Understanding the Governance Side of IT-Business Alignment

When Marilyn Carlson Nelson was CEO of Carlson Companies, the privately held hotel, restaurant, travel and marketing giant, she used technology strategically to expand the company. In fact, the company has invested more than a billion dollars in technology, a sum one would not expect for what doesn’t seem like a high-tech enterprise.

“When I became CEO, I realized that we were in the technology business as much as we were in the service business,” said Ms. Carlson, who is now chairwoman.

The success from these investments comes about not because of the technology itself, but because of the way Carlson organizes and governs the company and because of the way that technology is managed as a strategic business enabler.

Carlson explained how it all came together in an interview with the BTM Exchange:

“We put together an enterprise-wide Information Technology Council. Each one of our operating groups, such as restaurants, travel, hotels and marketing, had someone who sat on the council. Our objective focused on the bottom of our technology infrastructure. We also created an architecture group, a subgroup of the council, to leverage the infrastructure based on a common technology platform. The Council set some common standards, which we lacked. We negotiated with each other about procurement so that we could do volume buying and licensing across our various industries or our various brands. We decided to do customer-facing software development in the individual groups.”

Notice in her words that this structure, the Information Technology Council, brought together all parts of the business.
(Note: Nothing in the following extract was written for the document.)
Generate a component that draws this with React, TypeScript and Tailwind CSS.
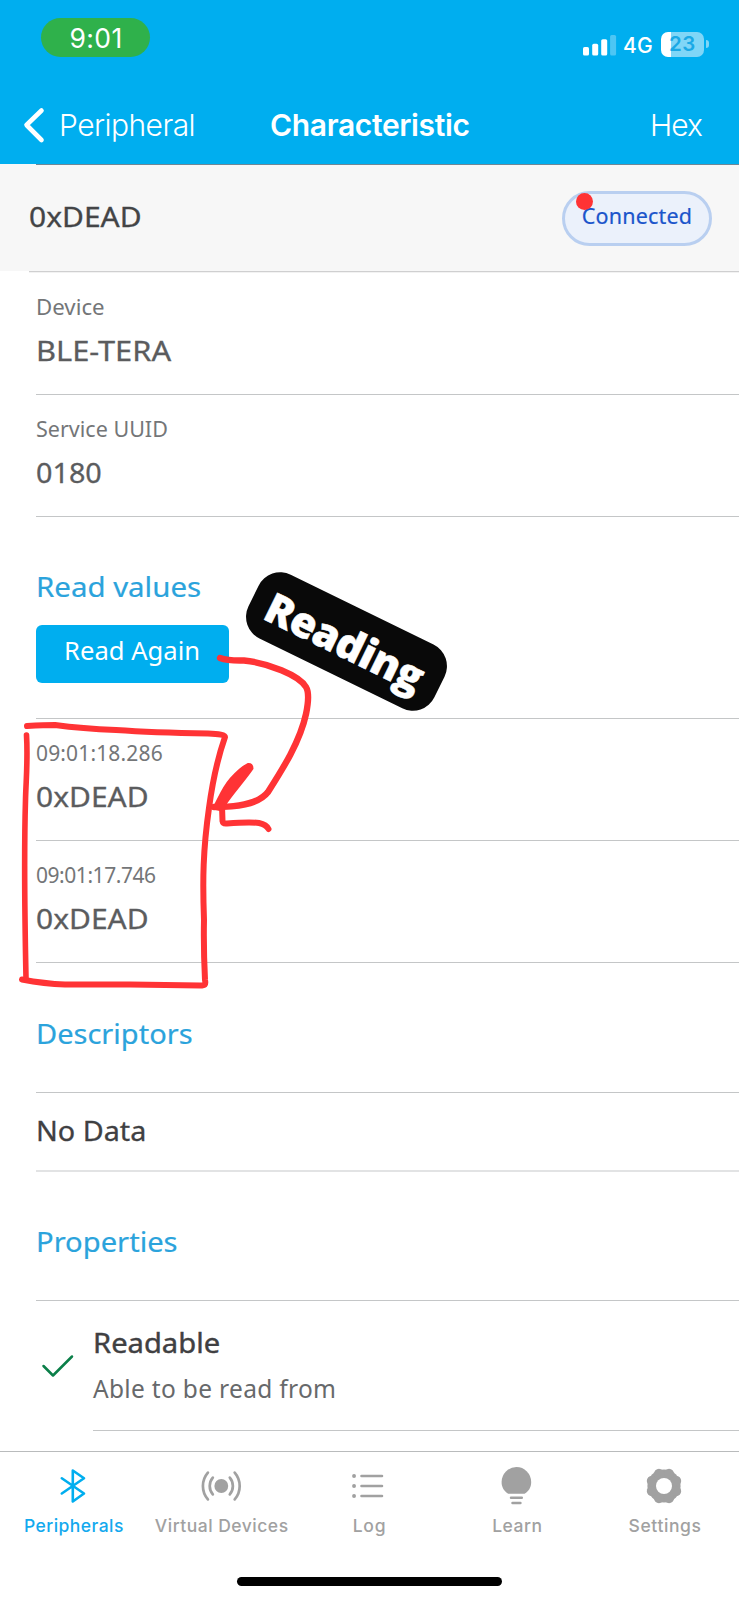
import type { ReactNode } from "react";

function StatusBar() {
  return (
    <div className="flex h-[75px] items-start justify-between pl-[41px] pr-[30px] pt-[18px]">
      <div className="flex h-[39px] w-[109px] items-center justify-center rounded-full bg-[#2fb14b] pl-px pt-[2px] font-['Inter',sans-serif] text-[26.5px] font-normal tracking-[0.4px] text-white">
        9:01
      </div>
      <div className="flex h-[24px] items-center pt-[28px]">
        <svg className="-mt-[2px]" width="34" height="22" viewBox="0 0 34 22" fill="#fff">
          <rect x="0" y="13" width="6" height="8.5" rx="1.6" />
          <rect x="9.2" y="9.8" width="6" height="11.7" rx="1.6" />
          <rect x="18.2" y="5.2" width="6" height="16.3" rx="1.6" />
          <rect x="27.1" y="1" width="6" height="20.5" rx="1.6" opacity="0.3" />
        </svg>
        <span className="-mt-px ml-[6px] w-[32px] font-['Inter',sans-serif] text-[21px] font-medium leading-6 tracking-[0.1px] text-white">
          4G
        </span>
        <div className="ml-[6px] -mt-[4px] flex h-[25px] w-[43px] items-center justify-center overflow-hidden rounded-[7px] bg-[linear-gradient(90deg,#fff_10px,#80d6f7_10px)] font-['Inter',sans-serif] text-[20.5px] font-semibold leading-6 tracking-[0.6px] text-[#1aa9e6]">
          23
        </div>
        <div className="-mt-[4px] ml-[2px] h-[8px] w-[3px] rounded-r-full bg-[#80d6f7]" />
      </div>
    </div>
  );
}

function NavBar() {
  return (
    <div className="flex h-[89px] items-start pt-[30px] font-['Inter',sans-serif] text-[30px] leading-10 text-white">
      <div className="flex w-[270px] items-center pl-[22px]">
        <svg width="24" height="40" viewBox="0 0 24 40" fill="none" stroke="#fff" strokeWidth="4.6" strokeLinecap="round" strokeLinejoin="round">
          <path d="M19.5 5.5 4.5 20l15 15" />
        </svg>
        <span className="ml-[13px] font-[350] tracking-[-0.55px]">Peripheral</span>
      </div>
      <h1 className="flex-1 font-semibold tracking-[-0.35px]">Characteristic</h1>
      <span className="w-[89px] font-[350] tracking-[-1px]">Hex</span>
    </div>
  );
}

function Row({ label, value, labelClass, valueClass }: { label: string; value: string; labelClass: string; valueClass: string }) {
  return (
    <div className="ml-9 flex h-[122px] flex-col border-b border-[#c4c6c7] pt-[19px]">
      <span className={"w-fit origin-left text-[21px] leading-[30px] text-[#747678] " + labelClass}>{label}</span>
      <span className={"mt-[8px] w-fit origin-left text-[27.5px] leading-[41px] text-[#5b5c5e] [-webkit-text-stroke:0.3px] " + valueClass}>{value}</span>
    </div>
  );
}

function Heading({ children, className }: { children: ReactNode; className: string }) {
  return <h2 className={"w-fit origin-left text-[27.5px] leading-10 text-[#2ba3dc] [-webkit-text-stroke:0.2px] " + className}>{children}</h2>;
}

function Tab({ icon, label, className }: { icon: ReactNode; label: string; className: string }) {
  return (
    <div className="flex w-1/5 flex-col items-center">
      <svg width="44" height="44" viewBox="0 0 44 44">{icon}</svg>
      <span className={"mt-[6px] whitespace-nowrap pl-[2px] font-['Inter',sans-serif] text-[17.5px] leading-6 " + className}>{label}</span>
    </div>
  );
}

const gray = "#a1a1a1";
const lobes = [22.5, 67.5, 112.5, 157.5, 202.5, 247.5, 292.5, 337.5];

function TabBar() {
  return (
    <nav className="flex h-[149px] flex-col items-center border-t border-[#b9bbbc] bg-white">
      <div className="-ml-[2px] flex h-[125px] w-[739px] pt-[12px]">
        <Tab
          label="Peripherals"
          className="font-medium tracking-[0.45px] text-[#13a9ee]"
          icon={<path d="M10.8 14.3 33 29.5 21.8 37.5V6.5l11.2 7.8-22.2 15.2" fill="none" stroke="#00aeef" strokeWidth="2.6" strokeLinecap="round" strokeLinejoin="round" />}
        />
        <Tab
          label="Virtual Devices"
          className="font-[450] tracking-[0.5px] text-[#a1a1a1]"
          icon={
            <g fill="none" stroke={gray} strokeWidth="2.7" strokeLinecap="round">
              <circle cx="22.3" cy="22" r="6.9" fill={gray} stroke="none" />
              <path d="M13.8 13.6a13 13 0 0 0 0 16.8M30.8 13.6a13 13 0 0 1 0 16.8M8.9 8.6a20.5 20.5 0 0 0 0 26.8M35.7 8.6a20.5 20.5 0 0 1 0 26.8" />
            </g>
          }
        />
        <Tab
          label="Log"
          className="font-[450] tracking-[0.8px] text-[#a1a1a1]"
          icon={
            <g stroke={gray} strokeWidth="2.6" strokeLinecap="round">
              <path d="M15.5 12h20.5M15.5 22h20.5M15.5 32h20.5" />
              <path d="M8 12h.1M8 22h.1M8 32h.1" strokeWidth="3.8" />
            </g>
          }
        />
        <Tab
          label="Learn"
          className="font-[450] tracking-[0.5px] text-[#a1a1a1]"
          icon={
            <g fill={gray}>
              <path d="M14.2 29.8C10 27.4 7.6 23.300 7.6 18.1a14.8 15 0 0 1 29.6 0c0 5.2-2.4 9.3-6.6 11.7Z" />
              <path d="M17 33.7h10.8M18.5 39h7.9" stroke={gray} strokeWidth="2.5" strokeLinecap="round" />
            </g>
          }
        />
        <Tab
          label="Settings"
          className="font-[450] tracking-[0.6px] text-[#a1a1a1]"
          icon={
            <g>
              <g fill={gray}>
                <circle cx="22" cy="22" r="16.6" />
                {lobes.map((a) => (
                  <circle key={a} cx="22" cy="8.8" r="5" transform={`rotate(${a} 22 22)`} />
                ))}
              </g>
              <circle cx="22" cy="22" r="8" fill="#fff" />
            </g>
          }
        />
      </div>
      <div className="h-[9px] w-[265px] rounded-full bg-black" />
    </nav>
  );
}

function Annotations() {
  return (
    <>
      <svg className="pointer-events-none absolute left-0 top-0" width="739" height="1600" viewBox="0 0 739 1600" fill="none" stroke="#ff3335" strokeWidth="6" strokeLinecap="round" strokeLinejoin="round">
        <path d="M27 726C36 725.5 48 725 55 725C70 727 92 729 116 730C145 732 180 733 208 733.5Q225 734 225 737C217 760 213 778 209 808C203 850 202.5 880 204 920C203.5 945 204 960 205 980C206 985 205 985.5 200 985.5L130 984.5L65 984.5C50 984 35 982 22 979.5" />
        <path d="M26.5 735C28 760 26 780 25.5 800C24 850 25 930 26 978" strokeWidth="5.6" />
        <path d="M220 658C228 661 236 660.5 244 660.5C268 663 299 675 306 687C309 692 308.5 702 306 714C300 742 282 770 268 792C258 805 235 807 214 807" strokeWidth="6.4" />
        <path d="M248 764.5Q252 764 252 768.5C245 779 233 792 225 804L222 810L214 808C219 799 223 788 231 779C238 771 243 767 248 764.5Z" strokeWidth="3" fill="#ff3335" />
        <path d="M216 807L222 806L222.5 821Q223 824 227 823.5C240 822.5 252 822 259 823C264 824 267 826 268.5 829" />
        <circle cx="584.5" cy="201.5" r="8.5" fill="#ff3335" stroke="none" />
      </svg>
      <div className="absolute left-[243px] top-[606px] flex h-[71px] w-[207px] rotate-[26.1deg] items-center justify-center rounded-[24px] bg-[#090909] pr-[3px] font-['Open_Sans',sans-serif] text-[42px] font-extrabold leading-none tracking-[-0.6px] text-white [-webkit-text-stroke:0.5px]">
        Reading
      </div>
    </>
  );
}

export default function App() {
  return (
    <div className="relative flex h-[1600px] w-[739px] flex-col overflow-hidden bg-white font-['Noto_Sans',sans-serif]">
      <header className="h-[164px] shrink-0 bg-[#00aeef]">
        <StatusBar />
        <NavBar />
      </header>
      <div className="h-px shrink-0 bg-[#f7f7f7] pl-9">
        <div className="h-px bg-[#6f8796]" />
      </div>
      <div className="flex h-[106px] shrink-0 items-start justify-between bg-[#f7f7f7] pl-[29px] pr-[27px]">
        <span className="mt-[32px] origin-left scale-x-[1.09] text-[27.5px] leading-10 text-[#434446] [-webkit-text-stroke:0.3px]">0xDEAD</span>
        <div className="mt-[26px] flex h-[55px] w-[150px] justify-center rounded-full border-[3.5px] border-[#b9cff0] bg-[#ebf1fb] pt-[7px] text-[21.5px] leading-[30px] tracking-[0.2px] text-[#1b55cb] [-webkit-text-stroke:0.2px]">
          Connected
        </div>
      </div>
      <main className="flex flex-1 flex-col">
        <div className="ml-[29px] h-[2px] border-b border-t border-b-[#f2f2f2] border-t-[#cfcfd0]" />
        <Row label="Device" value="BLE-TERA" labelClass="scale-x-[1.06]" valueClass="scale-x-[1.12]" />
        <Row label="Service UUID" value="0180" labelClass="scale-x-[1.025]" valueClass="scale-x-[1.045]" />
        <section className="ml-9 h-[202px] border-b border-[#c4c6c7] pt-[50px]">
          <Heading className="scale-x-[1.07]">Read values</Heading>
          <button className="mt-[18px] flex h-[58px] w-[193px] justify-center rounded-[6px] bg-[#00aeef] text-[24.5px] leading-[52px] text-white">
            <span className="scale-x-[1.045]">Read Again</span>
          </button>
        </section>
        <Row label="09:01:18.286" value="0xDEAD" labelClass="tracking-[0.15px]" valueClass="scale-x-[1.09]" />
        <Row label="09:01:17.746" value="0xDEAD" labelClass="tracking-[-0.45px]" valueClass="scale-x-[1.09]" />
        <section className="ml-9 h-[130px] border-b border-[#c4c6c7] pt-[51px]">
          <Heading className="scale-x-[1.055]">Descriptors</Heading>
        </section>
        <div className="ml-9 h-[79px] border-b-2 border-[#e2e3e4] pt-[18px]">
          <p className="w-fit origin-left scale-x-[1.045] text-[27.5px] leading-10 text-[#3f4042] [-webkit-text-stroke:0.3px]">No Data</p>
        </div>
        <section className="ml-9 h-[129px] border-b border-[#c4c6c7] pt-[50px]">
          <Heading className="scale-x-[1.06]">Properties</Heading>
        </section>
        <div className="ml-9 flex h-[130px]">
          <svg className="mt-[50px]" width="57" height="32" viewBox="0 0 57 32" fill="none" stroke="#0b7f49" strokeWidth="2.5" strokeLinecap="round" strokeLinejoin="round">
            <path d="M7.5 15 17 24.5 36 5.5" />
          </svg>
          <div className="flex flex-1 flex-col border-b border-[#c4c6c7] pt-[22px]">
            <span className="w-fit origin-left scale-x-[1.06] text-[27.5px] leading-10 text-[#3f4042] [-webkit-text-stroke:0.4px]">Readable</span>
            <span className="mt-[6px] text-[24.5px] leading-10 tracking-[0.32px] text-[#67696b]">Able to be read from</span>
          </div>
        </div>
      </main>
      <TabBar />
      <Annotations />
    </div>
  );
}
It focused on the immediate benefits of collaboration: a common platform, standards and joint procurement. It balanced enterprise-wide concerns with those of individual groups, where meeting the unique needs of customers was paramount. These are all elements of business technology management and convergence―as is a persistent focus on the customer.

As the sophistication of Carlson’s technology initiative matured, so did her sophistication in managing it. Carlson continued:

“We’ve refined the governance process for making capital investments over the years. The individual operating group has to justify its innovations based on either a defensive or an offensive position. Specifically, an investment has to either add customer value or make us more efficient. Whatever product or standard we decide to invest in has to go to the Information Technology Council for review and approval. For example, the CIO brings architecture and infrastructure investments before the Council to be negotiated and decided upon. Council members look at what groups the investment will benefit, what type of benefit the company can realize, when the investment needs to happen, what tradeoffs, if any, might need to be made if the investment happens, and where this investment ranks in the overall priorities for a given time period.

“Once the council approves the investment, it goes before the corporate-wide investment committee. This committee consists of the executive team, primarily the CEO, the CFO, the CIO, the chief legal officer, and the HR director. The technology executive for each of the businesses, along with the CEO of that business or the president of that business, presents before the capital investment committee, which asks due-diligence questions about the proposed investment. Investments less than a certain amount go before this committee. Investments over that amount go before the board of directors.”

Having started in 1938 as the Gold Bond Stamp Company, Carlson today employs nearly 200,000 people in 150 countries. It owns and manages more than 1000 hotel properties and more than 1000 T.G.I. Friday’s and Pick Up Stix restaurants. It also owns the $25 billion Carlson Wagonlit Travel, one of the world’s largest corporate travel management services, and Carlson Marketing Worldwide, a global marketing, events, and marketing analytics company. This is an impressive history of performance, and it was built on a framework of expertly managed technology.

Moving Towards Maturity

So, just how does an enterprise become more sophisticated in its use of governance and organizational design as Carlson has? First, you have to break this broad goal down into the four management capabilities grouped together under governance and organization. These are:


  • Strategic & Tactical Governance;

  • Organization Design & Change Management;

  • Communication Strategy & Management; and

  • Compliance & Risk Management.

These capabilities focus on enterprise CIOs and business executives concerned with enterprise-wide governance of business technology. They work to structure and manage the business technology organization, allocate investments, manage enterprise risk, and ensure that business objectives are both enabled and shaped by business technology.

Practical Steps

You’ll need to put into place a decision making body (a Business Technology Council) which brings together business and technology professionals to review, approve, and prioritize technology requests; and then put into place an upper management body (a Business Technology Investment Board) which sets policy and serves as an escalation point to settle disputes.